▶ Task statement: Leaving out the pictures, retype all the material exactly.
%%
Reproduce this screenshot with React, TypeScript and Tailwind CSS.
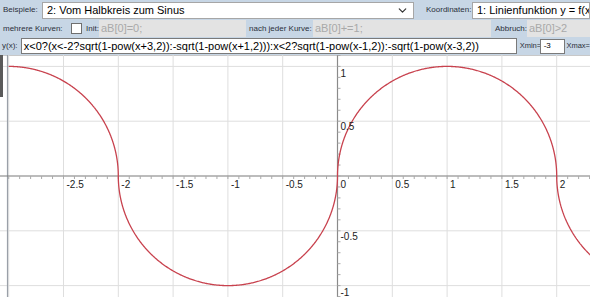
import { ChevronDown } from 'lucide-react';

const SCALE = 109.6;
const X0 = 337.5;
const Y0 = 121;

const px = (x: number) => X0 + SCALE * x;
const py = (y: number) => Y0 - SCALE * y;

function f(x: number) {
  if (x < 0) {
    return x < -2 ? Math.sqrt(1 - Math.pow(x + 3, 2)) : -Math.sqrt(1 - Math.pow(x + 1, 2));
  }
  return x < 2 ? Math.sqrt(1 - Math.pow(x - 1, 2)) : -Math.sqrt(1 - Math.pow(x - 3, 2));
}

function curvePath() {
  const segs: [number, number][] = [
    [-3, -2],
    [-2, 0],
    [0, 2],
    [2, 2.5],
  ];
  let d = '';
  for (const [a, b] of segs) {
    const n = 400;
    for (let i = 0; i <= n; i++) {
      // denser sampling near the ends where the circle is vertical
      const t = (1 - Math.cos((Math.PI * i) / n)) / 2;
      const x = a + (b - a) * t;
      const xx = i === n ? b - 1e-9 : i === 0 ? a + 1e-9 : x;
      const y = f(xx);
      d += `${i === 0 ? 'M' : 'L'}${px(xx).toFixed(2)},${py(y).toFixed(2)} `;
    }
  }
  return d;
}

const xGrid = [-3, -2.5, -2, -1.5, -1, -0.5, 0.5, 1, 1.5, 2, 2.5];
const xLabels = ['-2.5', '-2', '-1.5', '-1', '-0.5', '0', '0.5', '1', '1.5', '2'];
const yGrid = [1, 0.5, -0.5, -1];
const yLabels: [string, number][] = [
  ['1', 22],
  ['0.5', 75],
  ['-0.5', 185],
  ['-1', 241],
];

function Graph() {
  const minor: number[] = [];
  for (let i = -30; i <= 25; i++) minor.push(i / 10);
  const minorY: number[] = [];
  for (let i = -11; i <= 11; i++) minorY.push(i / 10);
  return (
    <svg width={590} height={242} className="block bg-white">
      <line x1={0} y1={0.5} x2={590} y2={0.5} stroke="#c8c8c8" />
      {xGrid.map(g => (
        <line key={g} x1={px(g)} y1={0} x2={px(g)} y2={242} stroke="#dedede" strokeWidth={1} />
      ))}
      {yGrid.map(g => (
        <line key={g} x1={0} y1={py(g)} x2={590} y2={py(g)} stroke="#dedede" strokeWidth={1} />
      ))}
      {/* left border and scroll thumb */}
      <line x1={7.5} y1={0} x2={7.5} y2={242} stroke="#9aa0a8" strokeWidth={1.2} />
      <rect x={0} y={0} width={3} height={42} fill="#5a5a5a" />
      {/* axes */}
      <line x1={0} y1={Y0} x2={590} y2={Y0} stroke="#7a7a7a" strokeWidth={1.2} />
      <line x1={X0} y1={0} x2={X0} y2={242} stroke="#8a8a8a" strokeWidth={1.2} />
      {minor.map(m => (
        <line key={`mx${m}`} x1={px(m)} y1={Y0} x2={px(m)} y2={Y0 + 3} stroke="#aaaaaa" />
      ))}
      {minorY.map(m => (
        <line key={`my${m}`} x1={X0} y1={py(m)} x2={X0 + 3} y2={py(m)} stroke="#aaaaaa" />
      ))}
      <path d={curvePath()} fill="none" stroke="#c8424e" strokeWidth={1.3} />
      <g fontFamily="'Liberation Sans', Arial, sans-serif" fontSize={10} fill="#222">
        {xLabels.map(l => (
          <text key={l} x={px(parseFloat(l)) + 3} y={133}>
            {l}
          </text>
        ))}
        {yLabels.map(([l, y]) => (
          <text key={l} x={X0 + 3} y={y}>
            {l}
          </text>
        ))}
      </g>
    </svg>
  );
}

export default function App() {
  return (
    <div
      className="w-[590px] h-[297px] overflow-hidden bg-[#c7d6e5] text-[#2b2f3a]"
      style={{ fontFamily: "'Liberation Sans', Arial, sans-serif" }}
    >
      <div className="h-[55px] flex flex-col">
        {/* Row 1 */}
        <div className="h-[20px] flex items-center whitespace-nowrap">
          <span className="w-[42px] pl-[3px] text-[8px]">Beispiele:</span>
          <div className="w-[372px] h-[17px] bg-white border border-[#a6a6a6] flex items-center pl-[4px] pr-[4px] text-[11px] text-black">
            <span>2: Vom Halbkreis zum Sinus</span>
            <ChevronDown className="ml-auto" size={13} strokeWidth={2.2} color="#333" />
          </div>
          <span className="w-[58px] pl-[12px] text-[8px]">Koordinaten:</span>
          <div className="flex-1 h-[17px] bg-white border border-[#a6a6a6] flex items-center pl-[4px] text-[11px] text-black overflow-hidden">
            <span>1: Linienfunktion y = f(x)</span>
          </div>
        </div>
        {/* Row 2 */}
        <div className="h-[17px] flex items-center whitespace-nowrap">
          <span className="w-[71px] pl-[3px] text-[8px]">mehrere Kurven:</span>
          <div className="w-[11px] h-[11px] bg-white border border-[#6f6f6f]" />
          <span className="w-[17px] pl-[4px] text-[8px]">Init:</span>
          <div className="w-[147px] h-[17px] bg-[#e3e3e3] flex items-center pl-[2px] text-[11px] text-[#a9a9a9]">
            aB[0]=0;
          </div>
          <span className="w-[67px] pl-[3px] text-[8px]">nach jeder Kurve:</span>
          <div className="w-[178px] h-[17px] bg-[#e3e3e3] flex items-center pl-[2px] text-[11px] text-[#a9a9a9]">
            aB[0]+=1;
          </div>
          <span className="w-[36px] pl-[4px] text-[8px]">Abbruch:</span>
          <div className="flex-1 h-[17px] bg-[#e3e3e3] flex items-center pl-[2px] text-[11px] text-[#a9a9a9]">
            aB[0]&gt;2
          </div>
        </div>
        {/* Row 3 */}
        <div className="h-[18px] flex items-center whitespace-nowrap">
          <span className="w-[21px] pl-[2px] text-[8px]">y(x):</span>
          <div className="w-[502px] h-[16px] bg-white border border-[#7a7a7a] flex items-center pl-[2px] text-[11px] text-black overflow-hidden">
            x&lt;0?(x&lt;-2?sqrt(1-pow(x+3,2)):-sqrt(1-pow(x+1,2))):x&lt;2?sqrt(1-pow(x-1,2)):-sqrt(1-pow(x-3,2))
          </div>
          <span className="w-[23px] pl-[3px] text-[7.5px]">Xmin=</span>
          <div className="w-[26px] h-[15px] bg-white border border-[#7a7a7a] flex items-center pl-[3px] text-[8px] text-black">
            -3
          </div>
          <span className="pl-[1px] text-[7.5px]">Xmax=</span>
        </div>
      </div>
      <Graph />
    </div>
  );
}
%%
▶ Solution to this task:
Reproduce this screenshot with React, TypeScript and Tailwind CSS.
import { ChevronDown } from 'lucide-react';

const SCALE = 109.6;
const X0 = 337.5;
const Y0 = 121;

const px = (x: number) => X0 + SCALE * x;
const py = (y: number) => Y0 - SCALE * y;

function f(x: number) {
  if (x < 0) {
    return x < -2 ? Math.sqrt(1 - Math.pow(x + 3, 2)) : -Math.sqrt(1 - Math.pow(x + 1, 2));
  }
  return x < 2 ? Math.sqrt(1 - Math.pow(x - 1, 2)) : -Math.sqrt(1 - Math.pow(x - 3, 2));
}

function curvePath() {
  const segs: [number, number][] = [
    [-3, -2],
    [-2, 0],
    [0, 2],
    [2, 2.5],
  ];
  let d = '';
  for (const [a, b] of segs) {
    const n = 400;
    for (let i = 0; i <= n; i++) {
      // denser sampling near the ends where the circle is vertical
      const t = (1 - Math.cos((Math.PI * i) / n)) / 2;
      const x = a + (b - a) * t;
      const xx = i === n ? b - 1e-9 : i === 0 ? a + 1e-9 : x;
      const y = f(xx);
      d += `${i === 0 ? 'M' : 'L'}${px(xx).toFixed(2)},${py(y).toFixed(2)} `;
    }
  }
  return d;
}

const xGrid = [-3, -2.5, -2, -1.5, -1, -0.5, 0.5, 1, 1.5, 2, 2.5];
const xLabels = ['-2.5', '-2', '-1.5', '-1', '-0.5', '0', '0.5', '1', '1.5', '2'];
const yGrid = [1, 0.5, -0.5, -1];
const yLabels: [string, number][] = [
  ['1', 22],
  ['0.5', 75],
  ['-0.5', 185],
  ['-1', 241],
];

function Graph() {
  const minor: number[] = [];
  for (let i = -30; i <= 25; i++) minor.push(i / 10);
  const minorY: number[] = [];
  for (let i = -11; i <= 11; i++) minorY.push(i / 10);
  return (
    <svg width={590} height={242} className="block bg-white">
      <line x1={0} y1={0.5} x2={590} y2={0.5} stroke="#c8c8c8" />
      {xGrid.map(g => (
        <line key={g} x1={px(g)} y1={0} x2={px(g)} y2={242} stroke="#dedede" strokeWidth={1} />
      ))}
      {yGrid.map(g => (
        <line key={g} x1={0} y1={py(g)} x2={590} y2={py(g)} stroke="#dedede" strokeWidth={1} />
      ))}
      {/* left border and scroll thumb */}
      <line x1={7.5} y1={0} x2={7.5} y2={242} stroke="#9aa0a8" strokeWidth={1.2} />
      <rect x={0} y={0} width={3} height={42} fill="#5a5a5a" />
      {/* axes */}
      <line x1={0} y1={Y0} x2={590} y2={Y0} stroke="#7a7a7a" strokeWidth={1.2} />
      <line x1={X0} y1={0} x2={X0} y2={242} stroke="#8a8a8a" strokeWidth={1.2} />
      {minor.map(m => (
        <line key={`mx${m}`} x1={px(m)} y1={Y0} x2={px(m)} y2={Y0 + 3} stroke="#aaaaaa" />
      ))}
      {minorY.map(m => (
        <line key={`my${m}`} x1={X0} y1={py(m)} x2={X0 + 3} y2={py(m)} stroke="#aaaaaa" />
      ))}
      <path d={curvePath()} fill="none" stroke="#c8424e" strokeWidth={1.3} />
      <g fontFamily="'Liberation Sans', Arial, sans-serif" fontSize={10} fill="#222">
        {xLabels.map(l => (
          <text key={l} x={px(parseFloat(l)) + 3} y={133}>
            {l}
          </text>
        ))}
        {yLabels.map(([l, y]) => (
          <text key={l} x={X0 + 3} y={y}>
            {l}
          </text>
        ))}
      </g>
    </svg>
  );
}

export default function App() {
  return (
    <div
      className="w-[590px] h-[297px] overflow-hidden bg-[#c7d6e5] text-[#2b2f3a]"
      style={{ fontFamily: "'Liberation Sans', Arial, sans-serif" }}
    >
      <div className="h-[55px] flex flex-col">
        {/* Row 1 */}
        <div className="h-[20px] flex items-center whitespace-nowrap">
          <span className="w-[42px] pl-[3px] text-[8px]">Beispiele:</span>
          <div className="w-[372px] h-[17px] bg-white border border-[#a6a6a6] flex items-center pl-[4px] pr-[4px] text-[11px] text-black">
            <span>2: Vom Halbkreis zum Sinus</span>
            <ChevronDown className="ml-auto" size={13} strokeWidth={2.2} color="#333" />
          </div>
          <span className="w-[58px] pl-[12px] text-[8px]">Koordinaten:</span>
          <div className="flex-1 h-[17px] bg-white border border-[#a6a6a6] flex items-center pl-[4px] text-[11px] text-black overflow-hidden">
            <span>1: Linienfunktion y = f(x)</span>
          </div>
        </div>
        {/* Row 2 */}
        <div className="h-[17px] flex items-center whitespace-nowrap">
          <span className="w-[71px] pl-[3px] text-[8px]">mehrere Kurven:</span>
          <div className="w-[11px] h-[11px] bg-white border border-[#6f6f6f]" />
          <span className="w-[17px] pl-[4px] text-[8px]">Init:</span>
          <div className="w-[147px] h-[17px] bg-[#e3e3e3] flex items-center pl-[2px] text-[11px] text-[#a9a9a9]">
            aB[0]=0;
          </div>
          <span className="w-[67px] pl-[3px] text-[8px]">nach jeder Kurve:</span>
          <div className="w-[178px] h-[17px] bg-[#e3e3e3] flex items-center pl-[2px] text-[11px] text-[#a9a9a9]">
            aB[0]+=1;
          </div>
          <span className="w-[36px] pl-[4px] text-[8px]">Abbruch:</span>
          <div className="flex-1 h-[17px] bg-[#e3e3e3] flex items-center pl-[2px] text-[11px] text-[#a9a9a9]">
            aB[0]&gt;2
          </div>
        </div>
        {/* Row 3 */}
        <div className="h-[18px] flex items-center whitespace-nowrap">
          <span className="w-[21px] pl-[2px] text-[8px]">y(x):</span>
          <div className="w-[502px] h-[16px] bg-white border border-[#7a7a7a] flex items-center pl-[2px] text-[11px] text-black overflow-hidden">
            x&lt;0?(x&lt;-2?sqrt(1-pow(x+3,2)):-sqrt(1-pow(x+1,2))):x&lt;2?sqrt(1-pow(x-1,2)):-sqrt(1-pow(x-3,2))
          </div>
          <span className="w-[23px] pl-[3px] text-[7.5px]">Xmin=</span>
          <div className="w-[26px] h-[15px] bg-white border border-[#7a7a7a] flex items-center pl-[3px] text-[8px] text-black">
            -3
          </div>
          <span className="pl-[1px] text-[7.5px]">Xmax=</span>
        </div>
      </div>
      <Graph />
    </div>
  );
}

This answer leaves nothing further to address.